- Exercise description
Leaving the pictures out, print the lines from the first line of the listing through the line containing "import React from", exactly as they read, and no others.

- Data excerpt
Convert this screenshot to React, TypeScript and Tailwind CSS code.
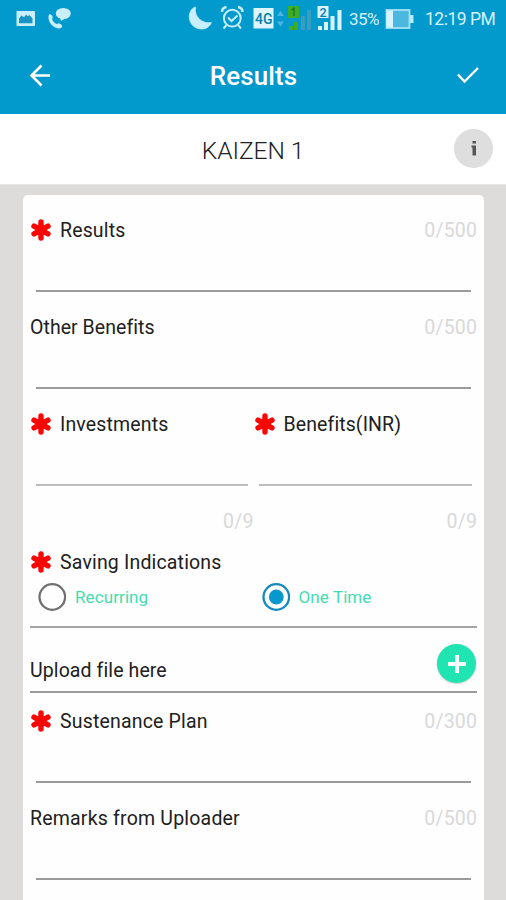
import React from "react";

function Asterisk() {
  return (
    <svg className="relative -top-[0.5px] ml-[1px] mr-[9px] h-[22px] w-5 shrink-0" viewBox="0 0 20 22">
      <g stroke="#fb0505" strokeWidth="5.4" strokeLinecap="round">
        <path d="M10 3V19M3 7.2L17 14.800M17 7.2L3 14.800" />
        <circle cx="10" cy="11" r="3" fill="#fb0505" />
      </g>
    </svg>
  );
}

interface LabelProps {
  text: string;
  required?: boolean;
  count?: string;
  spacing?: string;
}

function Label({ text, required, count, spacing = "tracking-[0.15px]" }: LabelProps) {
  return (
    <div className="flex h-7 items-center justify-between">
      <div className="flex items-center">
        {required && <Asterisk />}
        <span className={`whitespace-nowrap pt-[2px] text-[19.5px] leading-7 ${spacing}`}>{text}</span>
      </div>
      {count && <span className="pt-[1px] text-[19.5px] leading-7 tracking-[0.15px] text-[#d9d9d9]">{count}</span>}
    </div>
  );
}

function Field(props: LabelProps) {
  return (
    <div className="h-[97px] pt-[10px]">
      <Label {...props} />
      <div className="mx-[6px] mt-[46px] h-[2px] bg-[#9b9b9b]" />
    </div>
  );
}

function AmountField(props: LabelProps) {
  return (
    <div className="w-[224px] pt-[10px]">
      <Label {...props} />
      <div className="ml-[5.5px] mr-[5.5px] mt-[46px] h-[2px] bg-[#bdbdbd]" />
      <div className="mt-[21px] h-7 pt-[1px] text-right text-[19.5px] leading-7 tracking-[0.15px] text-[#d9d9d9]">0/9</div>
    </div>
  );
}

function Radio({ text, selected }: { text: string; selected?: boolean }) {
  return (
    <div className="flex w-[224px] items-center pl-2">
      <svg className="h-7 w-7" viewBox="0 0 28 28">
        <circle cx="14.300" cy="14" r="12.8" fill="none" stroke={selected ? "#1489bd" : "#707070"} strokeWidth="2.3" />
        {selected && <circle cx="14.300" cy="14" r="7.4" fill="#0799ce" />}
      </svg>
      <span className="ml-[9px] pt-[2px] text-[17px] tracking-[0.1px] text-[#44dcb0]">{text}</span>
    </div>
  );
}

function StatusBar() {
  return (
    <div className="flex h-[38px] items-center text-[#d5f2fd]">
      <svg className="h-[38px] w-[344px] shrink-0" viewBox="0 0 344 38">
        <g fill="#c8effb">
          <rect x="16.5" y="11" width="18.500" height="15" rx="0.800" />
          <path d="M19 23.200V18.500l2.500-3 2.500 1.800 2-2.500 2 1.500 1.500-1.300 3 3.500v4.700z" fill="#1b94c3" />
          <ellipse cx="63.3" cy="13.5" rx="7.5" ry="5.5" />
          <path d="M60 17l1 4 5-3z" />
          <path d="M49 14.500c1.500-1 3 .5 3.700 2.500.3 1-.8 1.600-.5 2.500.9 2.200 2.500 3.700 4.500 4.500 1 .3 1.700-.9 2.600-.6 1.600.5 3.200 2 2.900 3-1 2.400-4.200 2.500-7 1.200-4.500-2.200-8.200-8.500-6.200-13.100z" />
        </g>
        <path d="M195.500 7C186 10 187 28.500 201.500 29c5 0 8.500-2.700 9.800-6.500C203 24.500 193.500 17 195.500 7z" fill="#c9effc" stroke="#c9effc" strokeWidth="0.800" />
        <g fill="none" stroke="#c4eefb" strokeWidth="2">
          <circle cx="232.3" cy="18.2" r="8.4" />
          <path d="M228 17.500l3.500 3.500 6-5.500M226.500 25l-3 3.500M238 25l3 3.500" />
          <path d="M222 12c0-2.500 1.500-4.500 4.500-5M238 7c3 .5 4.500 2.500 4.500 5" strokeWidth="2.5" />
        </g>
        <rect x="253.5" y="8" width="20" height="20.5" fill="#ddf5fd" />
        <text x="255" y="24" fontSize="15" fontWeight="500" textLength="17.5" lengthAdjust="spacingAndGlyphs" fill="#087fab" fontFamily="Roboto">4G</text>
        <path d="M277 16l3.500-5 3.500 5zM277 21.500l3.500 5 3.500-5z" fill="#4bb6e2" />
        <path d="M288 6h11v12h-11zM289 26h4v4h-4zM294 22h4v8h-4z" fill="#3ead24" />
        <path d="M291.500 10l2.500-1.800V16" stroke="#167c31" strokeWidth="1.5" fill="none" />
        <path d="M301 16h4v14h-4zM307 10h4v20h-4z" fill="#389dbe" />
        <path d="M317.500 6h11v12h-11zM318 26h4v4h-4zM324 22h4v8h-4zM330.500 16h4v14h-4zM337.500 10h4v20h-4z" fill="#d8f4fc" />
        <text x="319.500" y="16.500" fontSize="12.5" fontWeight="500" fill="#087fab" fontFamily="Roboto">2</text>
      </svg>
      <span className="ml-[5px] w-[31px] whitespace-nowrap pt-[1px] text-[17px] tracking-[-0.6px]">35%</span>
      <svg className="ml-[5px] h-[20px] w-[29px]" viewBox="0 0 29 20">
        <rect x="1.5" y="1" width="23" height="18" fill="#4cb8e0" stroke="#a6e1f4" strokeWidth="1.8" />
        <rect x="1.5" y="1.5" width="6.5" height="17" fill="#d5f4fd" />
        <path d="M25 6h3.500v8H25z" fill="#b8e9f7" />
      </svg>
      <span className="ml-[11px] whitespace-nowrap pt-[1px] text-[17.5px] tracking-[-0.5px]">12:19 PM</span>
    </div>
  );
}

export default function App() {
  return (
    <div className="flex h-[900px] w-[506px] flex-col overflow-hidden bg-[#dedbdb] font-['Roboto',sans-serif] text-[#202020]">
      <header className="h-[114px] shrink-0 bg-[#0299cd]">
        <StatusBar />
        <div className="flex h-[76px] items-center justify-between pl-[29px] pr-[26px] text-white">
          <svg className="mb-[2px] h-[23px] w-[22px]" viewBox="0 0 22 23" fill="none" stroke="white" strokeWidth="2.6">
            <path d="M12.500 1.500L2.500 11.500l10 10M2.500 11.500H21" />
          </svg>
          <h1 className="pt-[1px] text-[26px] font-medium tracking-[0.1px]">Results</h1>
          <svg className="mb-[2px] h-[18px] w-[24px]" viewBox="0 0 24 18" fill="none" stroke="white" strokeWidth="2.4">
            <path d="M2 8.500l6.500 7L22 2" />
          </svg>
        </div>
      </header>
      <div className="grid h-[71px] shrink-0 grid-cols-[1fr_auto_1fr] items-center border-b border-[#e8e6e6] bg-white pr-[13px]">
        <h2 className="col-start-2 pl-[13px] pt-[4px] text-[24.5px] font-light tracking-[-0.05px] text-[#202020]">KAIZEN 1</h2>
        <div className="mb-[2px] flex h-[39px] w-[39px] items-center justify-center justify-self-end rounded-full bg-[#dedede]">
          <svg className="h-[15px] w-[6px]" viewBox="0 0 6 15" fill="#555555">
            <path d="M1.500 0H5v2.500H1.500zM0.500 4.500H5V14.500H1.500V6.500H0.500z" />
          </svg>
        </div>
      </div>
      <main className="ml-[23px] mt-[10px] h-[705px] w-[461px] rounded-t-[5px] bg-[#fefefe] pl-[7px] pr-[7px] pt-[11px]">
        <Field text="Results" required count="0/500" spacing="tracking-[0.15px]" />
        <Field text="Other Benefits" count="0/500" spacing="tracking-[0.05px]" />
        <div className="flex">
          <AmountField text="Investments" required spacing="tracking-[0.15px]" />
          <AmountField text="Benefits(INR)" required spacing="tracking-[0.1px]" />
        </div>
        <div className="mt-[13px]">
          <Label text="Saving Indications" required spacing="tracking-[0.17px]" />
        </div>
        <div className="mt-[7px] flex h-7">
          <Radio text="Recurring" />
          <Radio text="One Time" selected />
        </div>
        <div className="mt-[15px] h-[2px] bg-[#a5a5a5]" />
        <div className="flex h-[63px] justify-between">
          <span className="pt-[29px] text-[19.5px] leading-7 tracking-[0.1px]">Upload file here</span>
          <div className="mr-[1px] mt-4 flex h-[39px] w-[39px] items-center justify-center rounded-full bg-[#20e5b2] shadow-[0_1px_2px_#00000033]">
            <svg className="h-5 w-5" viewBox="0 0 20 20" stroke="white" strokeWidth="4">
              <path d="M1 10H19M10 1V19" />
            </svg>
          </div>
        </div>
        <div className="h-[2px] bg-[#9b9b9b]" />
        <div className="mt-[4px]">
          <Field text="Sustenance Plan" required count="0/300" spacing="tracking-[0.18px]" />
          <Field text="Remarks from Uploader" count="0/500" spacing="tracking-[0.2px]" />
        </div>
      </main>
    </div>
  );
}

- Expected answer
Convert this screenshot to React, TypeScript and Tailwind CSS code.
import React from "react";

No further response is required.